[Start]

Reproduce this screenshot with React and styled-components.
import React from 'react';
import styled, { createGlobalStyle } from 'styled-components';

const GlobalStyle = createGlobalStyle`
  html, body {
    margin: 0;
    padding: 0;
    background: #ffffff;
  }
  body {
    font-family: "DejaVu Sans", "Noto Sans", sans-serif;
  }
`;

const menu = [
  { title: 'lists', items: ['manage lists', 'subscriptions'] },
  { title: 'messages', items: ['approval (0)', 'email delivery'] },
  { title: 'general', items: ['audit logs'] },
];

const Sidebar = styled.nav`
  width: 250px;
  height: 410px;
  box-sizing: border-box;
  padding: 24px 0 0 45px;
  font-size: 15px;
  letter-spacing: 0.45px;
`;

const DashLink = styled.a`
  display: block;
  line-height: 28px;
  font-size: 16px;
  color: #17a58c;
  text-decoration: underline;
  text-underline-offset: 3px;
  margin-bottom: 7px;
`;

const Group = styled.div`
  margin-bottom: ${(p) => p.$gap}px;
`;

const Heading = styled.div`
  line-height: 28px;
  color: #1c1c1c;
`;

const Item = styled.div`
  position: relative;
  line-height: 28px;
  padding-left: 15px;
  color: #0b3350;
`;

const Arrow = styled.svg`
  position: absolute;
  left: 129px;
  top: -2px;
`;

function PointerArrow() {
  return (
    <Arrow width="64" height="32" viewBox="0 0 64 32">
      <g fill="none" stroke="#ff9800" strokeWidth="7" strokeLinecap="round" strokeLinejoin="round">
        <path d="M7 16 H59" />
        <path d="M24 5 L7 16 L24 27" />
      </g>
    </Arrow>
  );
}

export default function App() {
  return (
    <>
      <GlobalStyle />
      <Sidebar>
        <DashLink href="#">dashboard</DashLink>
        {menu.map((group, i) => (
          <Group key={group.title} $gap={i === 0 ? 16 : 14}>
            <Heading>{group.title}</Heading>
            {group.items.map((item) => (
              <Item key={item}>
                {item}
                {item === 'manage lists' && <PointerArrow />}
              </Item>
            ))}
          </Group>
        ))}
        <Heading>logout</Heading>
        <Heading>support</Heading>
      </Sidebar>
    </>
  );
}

[End]

## Set task
Take the material above and return all of it exactly.

## Written response
Reproduce this screenshot with React and styled-components.
import React from 'react';
import styled, { createGlobalStyle } from 'styled-components';

const GlobalStyle = createGlobalStyle`
  html, body {
    margin: 0;
    padding: 0;
    background: #ffffff;
  }
  body {
    font-family: "DejaVu Sans", "Noto Sans", sans-serif;
  }
`;

const menu = [
  { title: 'lists', items: ['manage lists', 'subscriptions'] },
  { title: 'messages', items: ['approval (0)', 'email delivery'] },
  { title: 'general', items: ['audit logs'] },
];

const Sidebar = styled.nav`
  width: 250px;
  height: 410px;
  box-sizing: border-box;
  padding: 24px 0 0 45px;
  font-size: 15px;
  letter-spacing: 0.45px;
`;

const DashLink = styled.a`
  display: block;
  line-height: 28px;
  font-size: 16px;
  color: #17a58c;
  text-decoration: underline;
  text-underline-offset: 3px;
  margin-bottom: 7px;
`;

const Group = styled.div`
  margin-bottom: ${(p) => p.$gap}px;
`;

const Heading = styled.div`
  line-height: 28px;
  color: #1c1c1c;
`;

const Item = styled.div`
  position: relative;
  line-height: 28px;
  padding-left: 15px;
  color: #0b3350;
`;

const Arrow = styled.svg`
  position: absolute;
  left: 129px;
  top: -2px;
`;

function PointerArrow() {
  return (
    <Arrow width="64" height="32" viewBox="0 0 64 32">
      <g fill="none" stroke="#ff9800" strokeWidth="7" strokeLinecap="round" strokeLinejoin="round">
        <path d="M7 16 H59" />
        <path d="M24 5 L7 16 L24 27" />
      </g>
    </Arrow>
  );
}

export default function App() {
  return (
    <>
      <GlobalStyle />
      <Sidebar>
        <DashLink href="#">dashboard</DashLink>
        {menu.map((group, i) => (
          <Group key={group.title} $gap={i === 0 ? 16 : 14}>
            <Heading>{group.title}</Heading>
            {group.items.map((item) => (
              <Item key={item}>
                {item}
                {item === 'manage lists' && <PointerArrow />}
              </Item>
            ))}
          </Group>
        ))}
        <Heading>logout</Heading>
        <Heading>support</Heading>
      </Sidebar>
    </>
  );
}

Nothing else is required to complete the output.